Process Flow Diagram (PFD)

A process flow diagram, or PFD, is the high-level drawing that shows how a process works at a glance. It lays out the major equipment, the main process streams, and the key flows, temperatures, pressures, and material balances, without getting into every valve, instrument, or line. Think of it as the 30,000-foot view of the plant: where the feed comes in, what the big vessels and pumps do, and where product leaves. It is often the first major step often done pre-contract.
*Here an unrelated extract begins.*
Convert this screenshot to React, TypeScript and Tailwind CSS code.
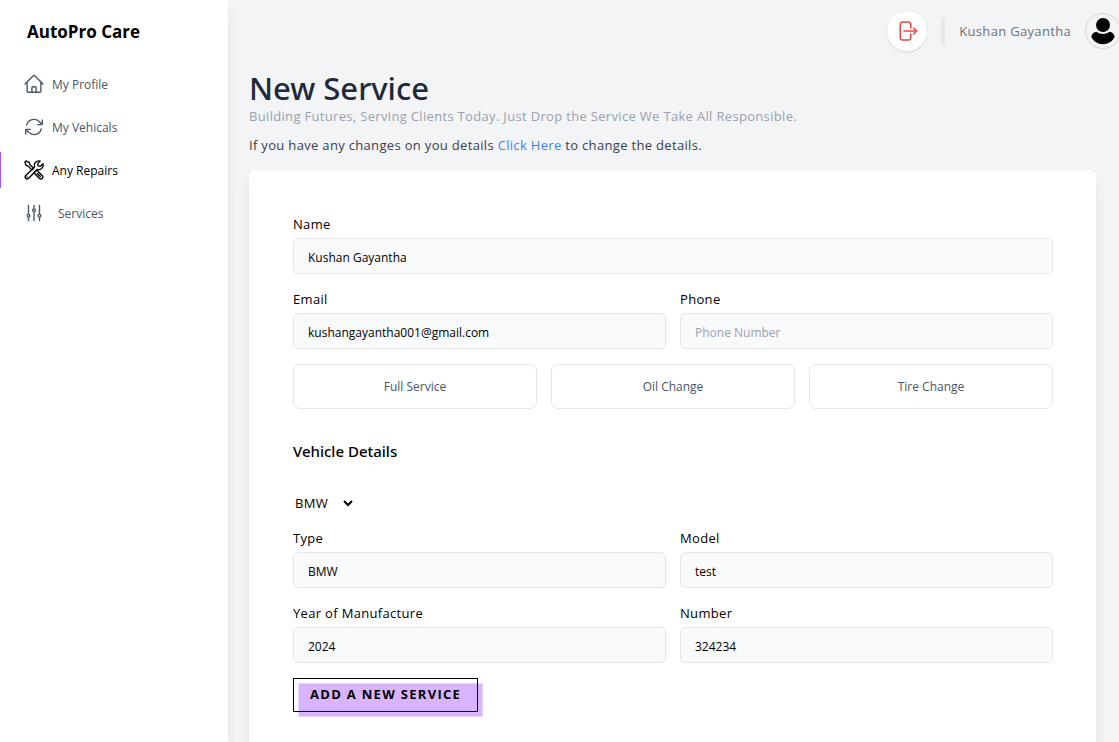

For functional safety work we usually start at the PFD to understand a process before diving into the P&ID. One word of caution: in our world the letters PFD are overloaded. On a drawing PFD means process flow diagram, but in a SIL calculation PFD means probability of failure on demand. Context tells you which one is meant, but it trips up newcomers constantly.

Key Points

  • Shows major equipment, primary streams, and the overall material and energy balance, not individual instruments.
  • Sits one level above the P&ID in the drawing hierarchy and one level below the block flow diagram.
  • A clear PFD is the natural starting point for a HAZOP or other process hazard analysis.
  • The acronym PFD also means probability of failure on demand in SIL math, so always read it in context.

Example

A PFD for a distillation unit shows the feed drum, the column, the reboiler, the condenser, and the product pumps, with stream flow rates and the column operating pressure and temperature called out. It does not show the level transmitters, control valves, or trip logic. Those live on the P&ID.